I started to panic when I saw the back of my poor boy's head. I was already near tears at the thought of cutting his hair, but then when I saw this...
I stopped Vernon, remembered he was the photographer, I was the one that planned and thought before cutting, and tried to salvage Logan's head.





I didn't realize that cutting a one year old's hair is impossible! He squirms and grabs. He cries and wiggles. He does not tilt his head this way or that. He does not sit still. No, I had no luck. Vernon's grab and cut actually proved to be more successful. By the end, Logan was not a happy kiddo.







We gave him a little prize to ease the hurt...





A brush, I know. Kids are so easy! And after...

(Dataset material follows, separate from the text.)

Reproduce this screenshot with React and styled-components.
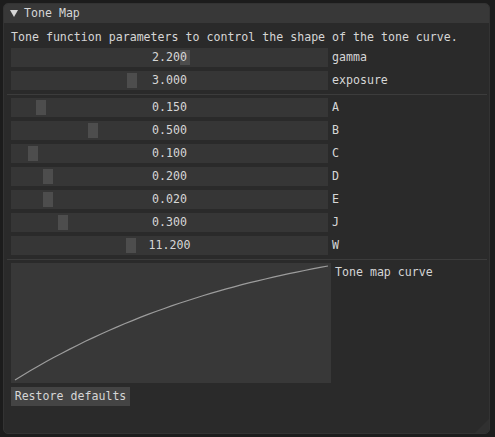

some reading and cuddling (and despite his horrible cut)...





Logan got his smile back.

Tuesday, May 4, 2010

Welcome to my world of make believe




I am a mother. I am a wife. Yep, a mom and wife. However, most days I still feel like I am playing house, and it is all fake somehow. I think this is a great thing. My husband says I'm crazy. I get to play everyday. I get to play with this gorgeously entertaining child, and I get to play with this funny, intelligent man. I am in my own little world of make believe and today I am adding to it. Now, I get to pretend I am a writer. I get to pretend I am a photographer. With that said, I am neither of these things. Then again, most days I don't feel like I'm a mother or a wife, but I know for sure I am great at both of these, so there you go. Welcome to my world, our world. Come and play.